- YOUR GOAL
Below are several records. Retype exactly those lines running from the one with "What React and" through the one with "import React from", end lines included, and no others.

- RECORD EXTRACTS
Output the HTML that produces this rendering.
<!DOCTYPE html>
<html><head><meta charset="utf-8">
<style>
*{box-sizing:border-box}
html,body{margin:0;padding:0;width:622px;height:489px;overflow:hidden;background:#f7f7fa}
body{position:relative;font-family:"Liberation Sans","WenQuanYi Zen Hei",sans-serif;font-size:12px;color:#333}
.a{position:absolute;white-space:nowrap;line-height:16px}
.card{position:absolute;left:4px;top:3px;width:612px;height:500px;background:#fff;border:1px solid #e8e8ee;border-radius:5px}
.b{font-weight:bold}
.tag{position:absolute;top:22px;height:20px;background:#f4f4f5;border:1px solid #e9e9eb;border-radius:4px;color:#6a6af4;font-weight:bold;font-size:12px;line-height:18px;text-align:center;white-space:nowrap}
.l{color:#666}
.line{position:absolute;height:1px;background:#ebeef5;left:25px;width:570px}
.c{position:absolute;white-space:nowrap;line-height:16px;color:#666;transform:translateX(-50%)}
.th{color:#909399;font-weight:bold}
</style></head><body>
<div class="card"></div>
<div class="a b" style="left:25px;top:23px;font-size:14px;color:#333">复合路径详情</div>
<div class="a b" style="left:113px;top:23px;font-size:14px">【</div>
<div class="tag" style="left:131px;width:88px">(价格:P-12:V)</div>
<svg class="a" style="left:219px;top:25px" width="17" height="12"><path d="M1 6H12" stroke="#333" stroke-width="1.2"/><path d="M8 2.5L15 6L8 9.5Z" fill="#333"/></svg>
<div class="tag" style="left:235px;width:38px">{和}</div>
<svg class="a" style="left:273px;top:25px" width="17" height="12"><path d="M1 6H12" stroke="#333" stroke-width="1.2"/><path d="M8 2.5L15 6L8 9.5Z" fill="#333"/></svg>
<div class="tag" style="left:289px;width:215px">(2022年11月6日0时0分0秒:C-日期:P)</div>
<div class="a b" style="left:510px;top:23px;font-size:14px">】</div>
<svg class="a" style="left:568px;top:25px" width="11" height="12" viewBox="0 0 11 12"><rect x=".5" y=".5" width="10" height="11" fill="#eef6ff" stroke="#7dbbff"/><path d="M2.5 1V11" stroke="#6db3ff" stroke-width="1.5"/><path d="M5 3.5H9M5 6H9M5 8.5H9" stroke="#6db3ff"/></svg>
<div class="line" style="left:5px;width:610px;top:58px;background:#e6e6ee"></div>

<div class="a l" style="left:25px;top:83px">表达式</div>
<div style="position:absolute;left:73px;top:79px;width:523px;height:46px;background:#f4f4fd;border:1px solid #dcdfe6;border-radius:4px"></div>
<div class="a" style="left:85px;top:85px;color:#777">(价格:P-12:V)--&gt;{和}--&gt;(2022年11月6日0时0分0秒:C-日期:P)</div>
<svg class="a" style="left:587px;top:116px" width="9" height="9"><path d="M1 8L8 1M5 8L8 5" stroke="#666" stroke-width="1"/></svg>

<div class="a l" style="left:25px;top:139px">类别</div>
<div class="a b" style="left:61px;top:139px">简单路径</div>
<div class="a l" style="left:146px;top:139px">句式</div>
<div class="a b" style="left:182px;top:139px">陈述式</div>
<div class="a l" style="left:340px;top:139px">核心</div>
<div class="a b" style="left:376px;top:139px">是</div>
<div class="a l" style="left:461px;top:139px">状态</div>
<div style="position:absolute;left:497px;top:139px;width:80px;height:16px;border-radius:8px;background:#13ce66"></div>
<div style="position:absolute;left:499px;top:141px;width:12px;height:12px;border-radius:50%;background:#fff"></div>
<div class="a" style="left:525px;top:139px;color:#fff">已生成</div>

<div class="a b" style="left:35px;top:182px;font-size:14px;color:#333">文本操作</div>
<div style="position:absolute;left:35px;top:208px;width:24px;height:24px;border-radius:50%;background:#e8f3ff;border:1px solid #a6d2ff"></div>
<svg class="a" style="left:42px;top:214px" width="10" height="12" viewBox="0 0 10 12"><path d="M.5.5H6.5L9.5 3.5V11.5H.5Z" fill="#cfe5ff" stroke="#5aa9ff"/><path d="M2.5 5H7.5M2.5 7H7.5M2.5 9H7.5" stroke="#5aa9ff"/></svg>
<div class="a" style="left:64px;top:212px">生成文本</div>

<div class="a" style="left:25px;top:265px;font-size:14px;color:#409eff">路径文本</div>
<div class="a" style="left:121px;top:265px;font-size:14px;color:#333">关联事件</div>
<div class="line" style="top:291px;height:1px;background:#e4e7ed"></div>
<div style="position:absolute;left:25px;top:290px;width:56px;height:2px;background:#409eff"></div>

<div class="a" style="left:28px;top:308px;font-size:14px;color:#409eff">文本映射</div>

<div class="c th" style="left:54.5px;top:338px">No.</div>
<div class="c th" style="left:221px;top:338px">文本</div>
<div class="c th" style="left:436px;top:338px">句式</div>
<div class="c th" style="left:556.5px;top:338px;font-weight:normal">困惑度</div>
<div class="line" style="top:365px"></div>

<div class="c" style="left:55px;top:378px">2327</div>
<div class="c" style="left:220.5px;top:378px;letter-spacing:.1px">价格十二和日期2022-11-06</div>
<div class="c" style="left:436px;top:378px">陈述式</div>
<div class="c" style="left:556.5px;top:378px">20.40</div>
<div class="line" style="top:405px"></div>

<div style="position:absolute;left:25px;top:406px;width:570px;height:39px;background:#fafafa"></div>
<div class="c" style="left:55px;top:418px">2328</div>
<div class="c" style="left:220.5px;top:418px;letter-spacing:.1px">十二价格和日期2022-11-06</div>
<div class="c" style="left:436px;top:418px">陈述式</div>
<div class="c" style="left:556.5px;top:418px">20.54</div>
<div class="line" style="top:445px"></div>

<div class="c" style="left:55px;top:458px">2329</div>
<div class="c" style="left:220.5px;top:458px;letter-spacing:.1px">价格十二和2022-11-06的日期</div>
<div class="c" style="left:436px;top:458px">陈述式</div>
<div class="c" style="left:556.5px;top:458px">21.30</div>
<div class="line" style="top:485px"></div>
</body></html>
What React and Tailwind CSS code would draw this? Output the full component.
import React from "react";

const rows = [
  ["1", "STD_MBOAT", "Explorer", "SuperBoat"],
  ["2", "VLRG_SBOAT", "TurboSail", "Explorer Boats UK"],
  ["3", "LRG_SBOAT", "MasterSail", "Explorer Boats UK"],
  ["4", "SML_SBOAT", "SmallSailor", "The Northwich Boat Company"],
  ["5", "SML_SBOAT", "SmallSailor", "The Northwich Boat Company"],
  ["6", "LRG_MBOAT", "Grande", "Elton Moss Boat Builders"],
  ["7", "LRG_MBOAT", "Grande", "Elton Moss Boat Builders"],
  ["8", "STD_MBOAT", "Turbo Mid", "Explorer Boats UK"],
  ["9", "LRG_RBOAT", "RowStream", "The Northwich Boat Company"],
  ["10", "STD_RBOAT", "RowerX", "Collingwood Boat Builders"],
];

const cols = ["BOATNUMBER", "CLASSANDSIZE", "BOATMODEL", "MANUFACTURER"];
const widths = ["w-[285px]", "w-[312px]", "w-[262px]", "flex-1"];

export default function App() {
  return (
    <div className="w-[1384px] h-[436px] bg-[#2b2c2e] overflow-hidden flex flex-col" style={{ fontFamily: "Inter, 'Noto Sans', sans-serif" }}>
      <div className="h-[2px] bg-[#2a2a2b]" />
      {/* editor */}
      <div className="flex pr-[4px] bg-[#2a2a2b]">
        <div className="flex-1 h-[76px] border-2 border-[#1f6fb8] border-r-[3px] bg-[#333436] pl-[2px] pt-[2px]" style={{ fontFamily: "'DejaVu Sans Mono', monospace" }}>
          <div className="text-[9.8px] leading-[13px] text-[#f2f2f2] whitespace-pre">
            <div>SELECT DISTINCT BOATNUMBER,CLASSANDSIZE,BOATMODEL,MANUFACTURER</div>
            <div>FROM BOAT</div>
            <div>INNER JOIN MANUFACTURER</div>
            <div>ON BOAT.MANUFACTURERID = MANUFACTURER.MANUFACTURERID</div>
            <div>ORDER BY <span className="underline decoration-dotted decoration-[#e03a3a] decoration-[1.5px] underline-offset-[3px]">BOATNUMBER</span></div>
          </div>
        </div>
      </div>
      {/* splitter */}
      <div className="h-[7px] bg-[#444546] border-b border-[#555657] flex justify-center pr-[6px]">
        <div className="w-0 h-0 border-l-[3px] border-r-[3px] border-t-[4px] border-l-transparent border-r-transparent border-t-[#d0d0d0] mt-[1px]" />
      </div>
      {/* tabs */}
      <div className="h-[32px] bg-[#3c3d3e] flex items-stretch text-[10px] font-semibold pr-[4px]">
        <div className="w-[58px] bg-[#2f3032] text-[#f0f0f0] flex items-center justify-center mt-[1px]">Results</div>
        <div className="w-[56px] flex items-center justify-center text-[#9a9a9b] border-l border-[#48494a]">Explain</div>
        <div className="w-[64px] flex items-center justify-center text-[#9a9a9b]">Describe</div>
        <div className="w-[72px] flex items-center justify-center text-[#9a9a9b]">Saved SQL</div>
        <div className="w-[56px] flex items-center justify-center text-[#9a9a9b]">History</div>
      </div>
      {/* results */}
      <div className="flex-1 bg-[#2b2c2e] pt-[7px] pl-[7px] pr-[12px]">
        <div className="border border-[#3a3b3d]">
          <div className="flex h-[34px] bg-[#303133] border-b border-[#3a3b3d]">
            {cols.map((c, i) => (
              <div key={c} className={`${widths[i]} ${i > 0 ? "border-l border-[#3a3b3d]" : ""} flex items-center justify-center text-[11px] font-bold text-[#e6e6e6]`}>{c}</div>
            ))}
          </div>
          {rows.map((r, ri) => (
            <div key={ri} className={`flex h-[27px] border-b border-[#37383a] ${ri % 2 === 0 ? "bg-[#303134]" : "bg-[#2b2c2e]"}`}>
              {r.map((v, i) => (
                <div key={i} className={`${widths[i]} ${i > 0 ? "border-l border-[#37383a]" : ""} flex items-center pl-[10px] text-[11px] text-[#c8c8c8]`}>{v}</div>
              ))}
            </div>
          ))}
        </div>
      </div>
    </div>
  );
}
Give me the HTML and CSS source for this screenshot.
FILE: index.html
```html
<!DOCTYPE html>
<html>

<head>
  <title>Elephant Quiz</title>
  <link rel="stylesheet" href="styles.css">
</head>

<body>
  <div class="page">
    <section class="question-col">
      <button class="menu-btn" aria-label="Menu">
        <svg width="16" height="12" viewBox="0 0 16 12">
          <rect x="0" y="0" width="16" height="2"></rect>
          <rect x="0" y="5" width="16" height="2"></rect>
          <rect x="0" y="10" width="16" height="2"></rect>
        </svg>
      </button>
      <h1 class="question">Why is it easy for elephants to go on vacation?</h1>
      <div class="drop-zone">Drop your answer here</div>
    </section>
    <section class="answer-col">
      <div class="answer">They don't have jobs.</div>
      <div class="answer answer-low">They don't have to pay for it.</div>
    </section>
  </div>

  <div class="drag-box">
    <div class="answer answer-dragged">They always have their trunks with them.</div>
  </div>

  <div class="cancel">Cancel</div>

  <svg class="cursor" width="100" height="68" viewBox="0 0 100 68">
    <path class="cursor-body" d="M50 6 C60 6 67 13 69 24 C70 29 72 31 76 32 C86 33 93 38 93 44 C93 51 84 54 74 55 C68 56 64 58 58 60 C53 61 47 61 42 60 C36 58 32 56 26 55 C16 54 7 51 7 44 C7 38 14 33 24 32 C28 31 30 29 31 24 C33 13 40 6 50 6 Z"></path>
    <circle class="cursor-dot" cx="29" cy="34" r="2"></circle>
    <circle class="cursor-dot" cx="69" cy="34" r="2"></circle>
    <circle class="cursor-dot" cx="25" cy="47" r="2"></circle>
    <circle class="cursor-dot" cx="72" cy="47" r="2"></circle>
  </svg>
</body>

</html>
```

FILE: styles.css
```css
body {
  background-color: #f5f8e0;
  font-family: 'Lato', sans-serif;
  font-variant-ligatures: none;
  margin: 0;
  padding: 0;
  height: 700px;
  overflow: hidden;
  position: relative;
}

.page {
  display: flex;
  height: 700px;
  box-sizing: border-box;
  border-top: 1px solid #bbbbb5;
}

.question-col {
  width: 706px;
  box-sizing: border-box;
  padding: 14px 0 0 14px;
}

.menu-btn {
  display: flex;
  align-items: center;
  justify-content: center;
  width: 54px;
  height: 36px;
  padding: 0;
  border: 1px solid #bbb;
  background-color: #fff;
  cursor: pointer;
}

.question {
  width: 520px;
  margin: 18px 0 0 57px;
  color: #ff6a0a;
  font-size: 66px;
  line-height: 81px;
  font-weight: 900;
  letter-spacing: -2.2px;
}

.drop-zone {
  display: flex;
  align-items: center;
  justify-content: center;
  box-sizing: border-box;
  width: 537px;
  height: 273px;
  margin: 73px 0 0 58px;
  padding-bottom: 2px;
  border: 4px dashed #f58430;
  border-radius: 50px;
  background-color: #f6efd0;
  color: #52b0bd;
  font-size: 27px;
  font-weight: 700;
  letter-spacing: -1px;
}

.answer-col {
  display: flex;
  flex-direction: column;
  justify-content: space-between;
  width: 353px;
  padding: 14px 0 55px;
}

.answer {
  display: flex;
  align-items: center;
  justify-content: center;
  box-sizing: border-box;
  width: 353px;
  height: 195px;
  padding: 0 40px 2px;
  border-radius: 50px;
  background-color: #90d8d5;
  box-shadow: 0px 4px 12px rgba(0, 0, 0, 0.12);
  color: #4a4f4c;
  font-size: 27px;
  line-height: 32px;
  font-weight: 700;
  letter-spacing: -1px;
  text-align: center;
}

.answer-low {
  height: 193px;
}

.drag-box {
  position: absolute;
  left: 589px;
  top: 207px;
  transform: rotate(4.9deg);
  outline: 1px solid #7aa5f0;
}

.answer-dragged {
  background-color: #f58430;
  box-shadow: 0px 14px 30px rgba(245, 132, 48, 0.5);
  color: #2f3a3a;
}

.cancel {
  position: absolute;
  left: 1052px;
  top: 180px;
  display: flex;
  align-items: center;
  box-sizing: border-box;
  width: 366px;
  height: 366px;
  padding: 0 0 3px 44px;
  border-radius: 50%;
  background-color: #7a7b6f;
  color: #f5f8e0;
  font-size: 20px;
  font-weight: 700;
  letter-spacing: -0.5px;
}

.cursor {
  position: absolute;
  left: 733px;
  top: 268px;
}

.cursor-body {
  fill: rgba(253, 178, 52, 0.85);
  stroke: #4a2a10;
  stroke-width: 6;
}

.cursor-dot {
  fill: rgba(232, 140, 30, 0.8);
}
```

- PROBLEM SOLUTION
What React and Tailwind CSS code would draw this? Output the full component.
import React from "react";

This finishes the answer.